Published benchmark results
Graph classification accuracy on MNIST Superpixels with ~500K parameter budget from the Benchmarking GNNs paper.
| Method | Accuracy (%) | Year | Paper |
|---|---|---|---|
| GCN | 90.1 | 2020 | Dwivedi et al. |
| GAT | 95.5 | 2020 | Dwivedi et al. |
| GraphSage | 97.3 | 2020 | Dwivedi et al. |
| GIN | 96.5 | 2020 | Dwivedi et al. |
| GatedGCN | 97.3 | 2020 | Dwivedi et al. |
| GPS | ~98.1 | 2022 | Rampasek et al. |
Original Paper
Benchmarking Graph Neural Networks
V. P. Dwivedi, C. K. Joshi, A. T. Luu, T. Laurent, Y. Bengio, X. Bresson (2023). Journal of Machine Learning Research
Read paper →Original data source
The MNIST Superpixels graph dataset was created by Monti et al. (2017) and popularized by Dwivedi et al. (2023). The original MNIST images come from Yann LeCun's MNIST page. The superpixel conversion uses SLIC segmentation from scikit-image.

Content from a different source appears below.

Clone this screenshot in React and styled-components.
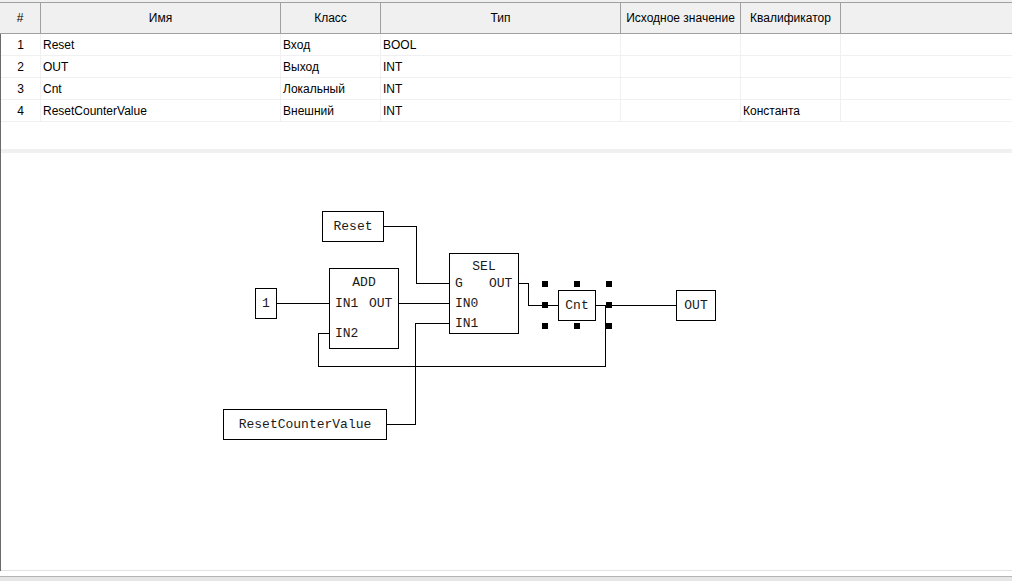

@inproceedings{monti2017geometric,
title={Geometric Deep Learning on Graphs and Manifolds Using Mixture Model CNNs},
author={Monti, Federico and Boscaini, Davide and Masci, Jonathan and Rodola, Emanuele and Svoboda, Jan and Bronstein, Michael M},
booktitle={CVPR},
pages={5115--5124},
year={2017}
}BibTeX citation for the superpixel graph construction used in MNIST Superpixels.
Which dataset should I use?
MNIST Superpixels vs PATTERN/CLUSTER: All three are from the Benchmarking GNNs suite. MNIST Superpixels is graph-level classification; PATTERN/CLUSTER are node-level. Use MNIST Superpixels to test graph classification pipelines, PATTERN/CLUSTER for node classification expressiveness.
MNIST Superpixels vs ZINC: Both are graph-level tasks with ~500K parameter budgets. ZINC is regression on molecules; MNIST Superpixels is 10-class classification on vision data. ZINC is more popular for architecture comparison.
MNIST Superpixels vs MUTAG: MNIST Superpixels has 70K graphs vs MUTAG's 188. Use MNIST Superpixels for reliable statistical evaluation and for learning graph classification pipelines at scale.
From benchmark to production
Production vision-as-graphs applications use much richer representations: feature vectors from pretrained vision models (not just pixel intensity), multi-scale superpixel hierarchies, and task-specific edge construction (semantic similarity, not just spatial adjacency). The conversion pipeline is more complex, but the GNN processing remains the same.